Records:

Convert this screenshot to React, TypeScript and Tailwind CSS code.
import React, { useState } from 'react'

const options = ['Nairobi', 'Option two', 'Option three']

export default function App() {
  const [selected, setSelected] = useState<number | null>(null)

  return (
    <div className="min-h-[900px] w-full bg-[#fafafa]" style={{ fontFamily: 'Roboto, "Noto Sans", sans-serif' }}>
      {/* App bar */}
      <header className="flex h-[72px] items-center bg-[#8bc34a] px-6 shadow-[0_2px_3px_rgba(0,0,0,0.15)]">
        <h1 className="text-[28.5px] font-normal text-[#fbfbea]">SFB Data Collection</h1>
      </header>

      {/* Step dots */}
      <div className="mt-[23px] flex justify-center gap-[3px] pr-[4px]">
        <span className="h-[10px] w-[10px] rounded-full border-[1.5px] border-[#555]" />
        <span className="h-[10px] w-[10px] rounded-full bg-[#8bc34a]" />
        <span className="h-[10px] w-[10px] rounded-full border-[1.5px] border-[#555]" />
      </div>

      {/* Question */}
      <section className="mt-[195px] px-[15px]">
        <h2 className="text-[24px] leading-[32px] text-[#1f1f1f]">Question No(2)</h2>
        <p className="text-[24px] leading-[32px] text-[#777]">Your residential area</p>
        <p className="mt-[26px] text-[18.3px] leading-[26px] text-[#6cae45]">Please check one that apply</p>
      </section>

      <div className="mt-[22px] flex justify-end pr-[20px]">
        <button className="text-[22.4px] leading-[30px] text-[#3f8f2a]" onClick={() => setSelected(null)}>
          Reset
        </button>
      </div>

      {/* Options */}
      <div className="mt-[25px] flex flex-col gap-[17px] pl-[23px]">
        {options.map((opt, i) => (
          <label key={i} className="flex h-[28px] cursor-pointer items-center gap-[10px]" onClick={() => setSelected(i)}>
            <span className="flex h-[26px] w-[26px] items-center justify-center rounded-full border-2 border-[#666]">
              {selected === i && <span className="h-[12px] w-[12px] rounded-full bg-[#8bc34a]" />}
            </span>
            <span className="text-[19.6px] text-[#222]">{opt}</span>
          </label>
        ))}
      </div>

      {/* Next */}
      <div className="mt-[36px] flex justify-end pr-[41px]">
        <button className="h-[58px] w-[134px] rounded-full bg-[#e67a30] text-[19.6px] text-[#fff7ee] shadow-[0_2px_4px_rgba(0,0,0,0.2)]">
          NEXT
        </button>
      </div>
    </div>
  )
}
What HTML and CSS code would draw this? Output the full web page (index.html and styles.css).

PROBLEM TO SOLVE - Scan the listing above for the word "code" and copy every line that holds it.

WRITTEN RESPONSE -
Convert this screenshot to React, TypeScript and Tailwind CSS code.
What HTML and CSS code would draw this? Output the full web page (index.html and styles.css).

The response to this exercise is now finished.